A un anno dal terremoto molte imprese emiliane sono ancora in affanno. La tragedia che colpì una delle zone più industrializzate del paese, fra il 20 e il 29 maggio 2012, mettendo in ginocchio 59 Comuni e uccidendo 28 persone, fa ancora sentire pesantemente le sue conseguenze, fiaccando soprattutto le piccole e piccolissime aziende che faticano ad accedere al credito e che non hanno la forza di farcela con le loro gambe. L’effetto rimbalzo, la paradossale spinta allo sviluppo che arriva dopo eventi come questo, ancora non si sente. Nella ricostruzione si sta lavorando in modo innovativo e le imprese del sistema confindustriale hanno ripreso la produzione in modo consistente (95%). Ma l’accesso ai fondi pubblici, soprattutto per chi ha una piccola attività, sembra proibitivo.
“La procedura per ricostruire e ottenere finanziamenti – dice Rodolfo Musci, titolare della Pressmair di Finale Emilia, azienda che realizza scalette e piattaforme per yacht di lusso – si chiama SFINGE, un nome, un programma, perché è una sorta di manuale online incomprensibile. Da quando è stato presentato sono uscite 160 rettifiche e ogni volta i tecnici devono ricominciare il lavoro da capo. Su un centinaio di domande presentate credo ne sia stata accolta una o poco più. Intanto però i costi delle imprese corrono. Ci renderemo conto di quanto la situazione sia grave quando cominceranno a partire, uno dietro l’altro, i fallimenti. Non parlo per me, che lavoro in un settore ricco, che non conosce crisi, ma per molti colleghi con cui mi relaziono quotidianamente. Io ero assicurato e ho fronteggiato al situazione. Chi non lo era oggi ha l’acqua alla gola”.
La Regione, nei giorni scorsi, ha presentato un bilancio complessivo sul post terremoto: si tratta di un impegno mastodontico, con 200 mila ore di lavoro messe in campo dai volontari della Protezione Civile, e risorse globali per la ricostruzione che dovrebbero arrivare quasi a 15 miliardi, 6 dei quali da destinare a imprese a abitazioni. Il commissario e governatore Vasco Errani rivendica di aver messo nero su bianco un metodo trasparente per l’accesso ai fondi e che i risultati dell’impegno profuso, a 12 mesi di distanza, si vedono quanto meno nella cassa integrazione, scesa da 40 mila ore a 2.700.
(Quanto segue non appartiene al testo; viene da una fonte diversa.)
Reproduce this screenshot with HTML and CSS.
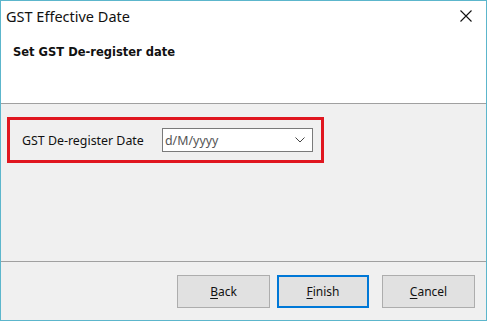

“La trasparenza e la severità nelle erogazioni sono sacrosante – osserva Musci – bisogna impedire infiltrazioni in questi ambiti, ma fino ad oggi la burocrazia ha bloccato tutto. E’ giusto che una Commissione esamini severamente le richieste, ma non può pretendere di finanziare solo le situazioni previste, perché le norme non contemplano mai tutto. Ci vogliono interpretazioni estensive, altrimenti i tecnici sono costretti a fare e rifare le domande. A cosa serve tenere ferme delle risorse che potrebbero già essere disponibili?”.
Le banche d’altra parte, osserva l’imprenditore, vogliono adeguate garanzie. “Per quanto mi riguarda sono fortunato, ho il sostegno pieno della Banca Popolare dell’Emilia Romagna, un istituto realmente radicato sul territorio, che conosce gli imprenditori uno per uno. Chi lavorava con banche di Milano o straniere, imbrigliate dai vincoli di Basilea3, invece non se la passa bene, perché non può dare ovviamente le garanzie richieste. Insomma il sistema, soprattutto dei piccoli, soffre pesantemente”.
A questo si aggiunge una beffa: “il paradosso – conclude Musci – delle tasse. Dobbiamo pagare tutto, anche l’imposta sui rifiuti. La colpa non è dei Comuni, che hanno bisogno di risorse per andare avanti. Il problema è politico e nazionale. All’Aquila le cose sono andate diversamente, forse quello è un bacino di voti più interessante del nostro, non lo so”.
In realtà la Regione si sta battendo per il pieno riconoscimento del danno economico alle imprese e l’allentamento del vincolo del patto di stabilità: il fronte è aperto.